I understand you need every thread to produce the same stream of random numbers.
A very good Pseudo Random Generator that will generate a reproducable stream of numbers and is quite fast is the MT19937. Just make sure that you generate the seed before spawning off the threads, but generate a separate instance of the MT in every thread (make the instance of the MT thread local). That way it will be guaranteed that every MT will produce the same stream of numbers.
How about SPRNG? I have not tried it myself though.
I coded a thread-safe Fortran 90 version of the Mersenne Twister/MT19973. The state of the PRNG is saved in a derived type (randomNumberSequence), and you use procedures to seed the generator or get the next element in the sequence.

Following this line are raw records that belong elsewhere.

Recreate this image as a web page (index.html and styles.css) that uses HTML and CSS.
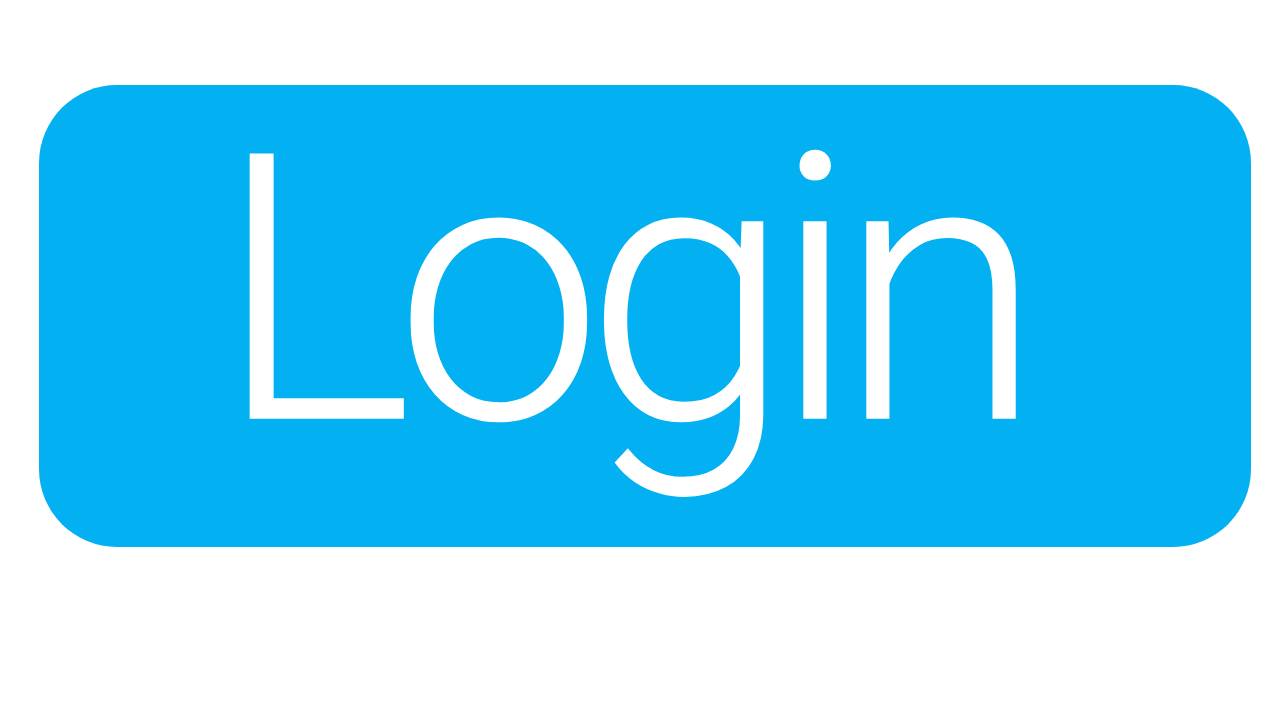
FILE: index.html
```html
<!DOCTYPE html>
<html>
<head>
<meta charset="utf-8">
<link rel="stylesheet" href="styles.css">
</head>
<body>
<div class="page">
  <button class="login">Login</button>
</div>
</body>
</html>
```
FILE: styles.css
```css
html, body { margin: 0; padding: 0; background: #ffffff; }
.page { width: 1280px; height: 720px; padding: 85px 0 0 39px; box-sizing: border-box; }
.login {
  display: flex; align-items: flex-start; justify-content: flex-start;
  width: 1212px; height: 462px; border: none; border-radius: 78px;
  background: #03b1f2; color: #fff; padding: 0 0 0 178px; margin: 0;
  font-family: Roboto, sans-serif; font-weight: 300; font-size: 371px; line-height: 414px;
  letter-spacing: -17.8px;
  -webkit-text-stroke: 1.5px #fff;
  box-sizing: border-box;
}
```
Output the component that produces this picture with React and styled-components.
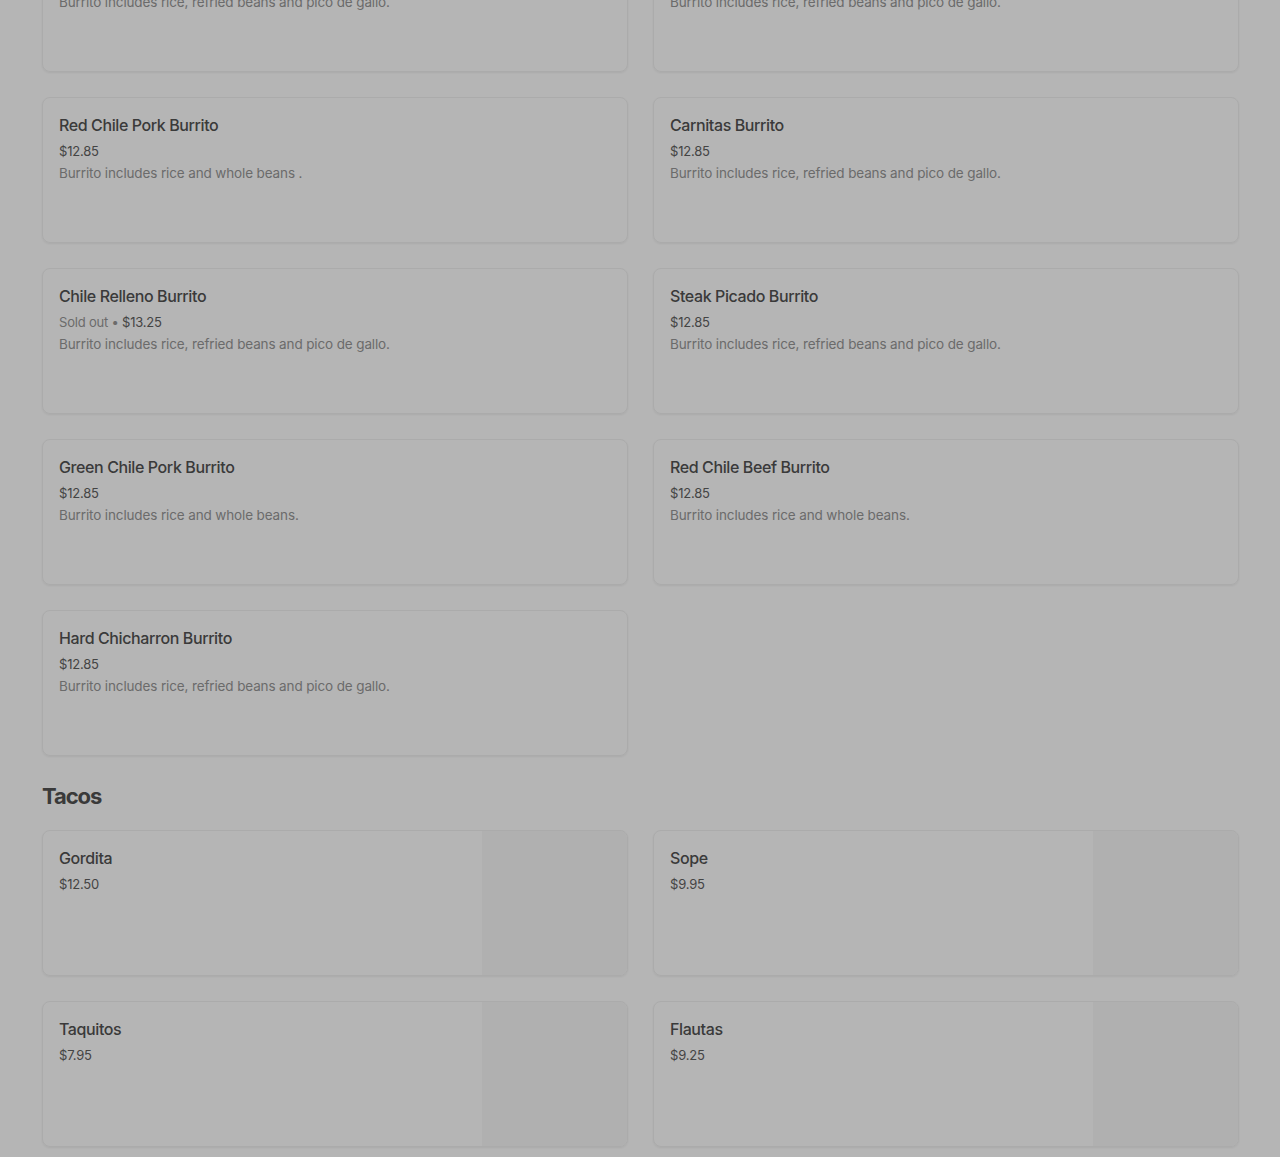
import React from "react";
import styled, { createGlobalStyle } from "styled-components";

const burritos = [
  { name: "Bean and Cheese Burrito", price: "$12.85", desc: "Burrito includes rice, refried beans and pico de gallo." },
  { name: "Chicken Burrito", price: "$12.85", desc: "Burrito includes rice, refried beans and pico de gallo." },
  { name: "Red Chile Pork Burrito", price: "$12.85", desc: "Burrito includes rice and whole beans ." },
  { name: "Carnitas Burrito", price: "$12.85", desc: "Burrito includes rice, refried beans and pico de gallo." },
  { name: "Chile Relleno Burrito", price: "$13.25", soldOut: true, desc: "Burrito includes rice, refried beans and pico de gallo." },
  { name: "Steak Picado Burrito", price: "$12.85", desc: "Burrito includes rice, refried beans and pico de gallo." },
  { name: "Green Chile Pork Burrito", price: "$12.85", desc: "Burrito includes rice and whole beans." },
  { name: "Red Chile Beef Burrito", price: "$12.85", desc: "Burrito includes rice and whole beans." },
  { name: "Hard Chicharron Burrito", price: "$12.85", desc: "Burrito includes rice, refried beans and pico de gallo." },
];

const tacos = [
  { name: "Gordita", price: "$12.50" },
  { name: "Sope", price: "$9.95" },
  { name: "Taquitos", price: "$7.95" },
  { name: "Flautas", price: "$9.25" },
];

const MenuCard = ({ item, withImage }) => (
  <Card>
    <CardBody>
      <ItemName>{item.name}</ItemName>
      <Price>
        {item.soldOut && <SoldOut>Sold out • </SoldOut>}
        {item.price}
      </Price>
      {item.desc && <Desc>{item.desc}</Desc>}
    </CardBody>
    {withImage && <Thumb />}
  </Card>
);

const App = () => {
  return (
    <>
      <GlobalStyle />
      <Page>
        <Grid $shift>
          {burritos.map((item) => (
            <MenuCard key={item.name} item={item} />
          ))}
        </Grid>
        <SectionTitle>Tacos</SectionTitle>
        <Grid>
          {tacos.map((item) => (
            <MenuCard key={item.name} item={item} withImage />
          ))}
        </Grid>
      </Page>
    </>
  );
};

const GlobalStyle = createGlobalStyle`
  html, body {
    margin: 0;
    background: #b5b5b5;
    overflow: hidden;
  }
  body {
    font-family: Inter, "Liberation Sans", sans-serif;
  }
`;

const Page = styled.div`
  padding: 0 41px 0 42px;
  height: 1157px;
  overflow: hidden;
`;

// page is scrolled: the first row of burritos is partly above the fold
const Grid = styled.div`
  display: grid;
  grid-template-columns: 1fr 1fr;
  gap: 25px;
  margin-top: ${(p) => (p.$shift ? "-74px" : "0")};
`;

const Card = styled.div`
  display: flex;
  height: 146px;
  box-sizing: border-box;
  border: 1px solid #ababab;
  border-radius: 8px;
  box-shadow: 0 1px 2px rgba(0, 0, 0, 0.06);
  overflow: hidden;
`;

const CardBody = styled.div`
  flex: 1;
  padding: 15px 16px;
`;

const ItemName = styled.div`
  font-size: 16px;
  font-weight: 500;
  line-height: 24px;
  color: #3a3a3a;
  letter-spacing: -0.4px;
`;

const Price = styled.div`
  margin-top: 4px;
  font-size: 13px;
  line-height: 20px;
  color: #444;
  letter-spacing: -0.2px;
`;

const SoldOut = styled.span`
  color: #6b6b6b;
`;

const Desc = styled.div`
  margin-top: 2px;
  font-size: 13.5px;
  line-height: 20px;
  color: #6b6b6b;
  letter-spacing: -0.13px;
`;

const Thumb = styled.div`
  width: 145px;
  background: #b0b0b0;
`;

const SectionTitle = styled.h2`
  margin: 24px 0 18px;
  font-size: 22px;
  line-height: 32px;
  font-weight: 700;
  letter-spacing: -1.1px;
  color: #3a3a3a;
`;

export default App;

See http://code.google.com/p/i3rc-monte-carlo-model/source/browse/trunk/Code/RandomNumbersForMC.f95
The alternatives seem to be:
Use a synchronisation object (such as
a mutex) on the generator's seed
value. This will unfortunately
serialise your code on accesses to
generator
Use thread-local storage in the
generator so each thread gets its own
seed - this may cause statstical
problems for your app
If your platform supports a suitable
atomic operation, use that on the
seed (it probably won't, however)
Not a very encouraging list, I know. And to add to it, I have no idea how to implement any of them in FORTRAN!
This article https://www.cmiss.org/openCMISS/wiki/RandomNumberGenerationWithOpenMP does not only link to a Fortran implementation, but mentions key points needed to make a PRNG usable with threads. The most important point is:
The Fortran90 version of Ziggurat has several variables and arrays with the 'SAVE' attribute. In order to parallelize the uniform RNG, then, it appears that the required changes are to make these variables arrays with a separate value for each thread (beware of false sharing). Then when the PRNG function is called, we must pass the thread number, and use the corresponding state value.